## § RSK correspondence for permutations

#### § Tableaux

Tableaux of size $n$ first needs a partition of size $n$ in decreasing order. Write it as $\lambda$, such that $\lambda[i] \geq 0$ and $\sum_i \lambda[i] = n$ and $\lambda[i]$ is weakly decreasing: $\lambda[1] \geq lambda[2] \geq lambda[n]$. For example, a partition of $9$ is $4, 2, 2, 1$. This is drawn as:
* * * *
* *
* *
*

Next, we fill the tableau with numbers from $[n] \equiv \{1,\dots,n\}$ such that the rows are weakly increasing and columns are strictly increasing (gravity acts downwards, and we always want to get bigger). These are called Standard tableay For example, a valid Standard tableau corresponding to the partition above is:
1 3 4 6
2 5
7 9
8

(Sidenote: here both rows and columns are strictly increasing because we have unique numbers. If we did not, then by convention, the rows will be weakly increasing and columns strictly increasing. I always repeat the chant "rows weakly, columns strictly" to burn it into my brain).

#### § Insertion

Say we start with some tableau $T$. Can we add an element $x$ into it such that $T' = ins(T, x)$ is a valid tableau? Yes, and this process is called insertion.

#### § Deletion

This is the reverse of insertion. Say we start with a tableau $T$. Can we delete a location $(i, j)$, such that we get a smaller tableau $T'$, and an element $x$ such that $ins(T', x) = T$? Yes we can, and this process is called deletion.

Deletion does not mean that we lose the value at $(i, j)$. Rather, we change the shape of the tableau to lose the cell $(i, j)$. consider the tableau:
1
2
3

If we ask to delete the cell $(r=1,c=3)$ (that is, the cell containing $3$), we will be left with the tableau:
2
3

and the element $1$. So, when we insert $1$ into $[2; 3]$ we get $[1; 2; 3]$. We did not get
1
2

and the element $3$. This is because if we insert $3$ into $[1;2]$, then we get the tableau $[1,3;2]$:
1 3
2


#### § Bijection between permutations and pairs of standard tableau

Given a permutation $p: [n] \rightarrow [n]$, we define two tableau corresponding to it: the insertion tableau $P$ and the recording tableau $Q$. Informally, the insertion tableau is obtained by inserting $p[1], p[2], \dots, p[n]$ in sequence into an empty tableau. The recording tableau at step $i$ records where the number $i$ was stored in the tableau. So the recording tableau at step $i$, $Q_i$ has the same shape as the insertion tableau at step $i$, $P_i$, and contains the value $i$ at the cell where $i$ was stored in $P$. That is, $P_i[Q_i[i]] = i$.
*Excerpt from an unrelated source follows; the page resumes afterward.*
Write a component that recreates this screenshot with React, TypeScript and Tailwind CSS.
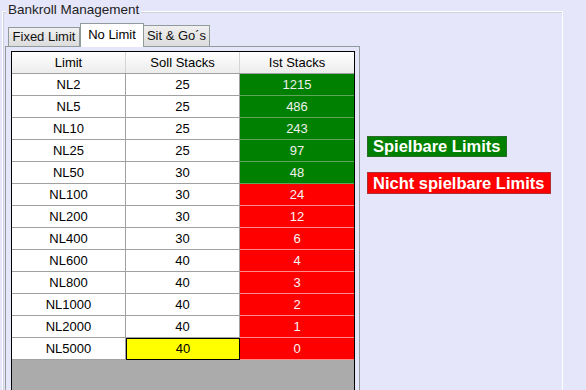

#### § Properties of the insertion and recording tableau

We consider the set of points $(i, p(i))$. This is called as the Viennot's geometric construction , where we reason about the graph. We will reason about the graph here, but couch the formal arguments in terms of partial orders to be precise. At each point $(i, p(i))$, imagine a rectangle with $(i, p(i))$ as the lower left corner. Next, shine a flashlight from the point $(0, 0)$ towards the upper right quadrant; the boundary that is cast by the rectangles are called as the shadow lines. Formally, we consider a dominance relationship where $(x, y) \lhd (p, q) \equiv x \leq p \land y \leq q$. Then, we get the "points on the shadow lines" by considering the Hasse diagram of the points $(i, p(i))$ under the relationship $\lhd$. Each level of the hasse diagram becomes one of the shadow lines. The collection of all of these shadow lines is called as the first order shadow lines . Next, for each anti-chain, pick the element with the smallest $x$-coordinate. These points will form a chain . This chain will be first row of the permutation tableau $P$. Funnily enough, it is also one of the longest increasing subsequences of the sequence $i \mapsto p(i)$ because the length of the longest chain (the longest increasing subsequence) is equal to the number of antichains (the number of shadow lines)

#### § Duality theory of $\lhd$

Note that $\lhd$ as a relation is symmetric in $x$ and $y$. Thus, any order theoretic result we prove for $x$ will hold for $y$. But note that $(i, p(i))$ is the permutation $p$, while $(p(i), i)$ is the inverse permutation $(p^{-1})$. Thus, we should expect a "duality" between the order theoretic properties of $P$ and $p^{-1}$.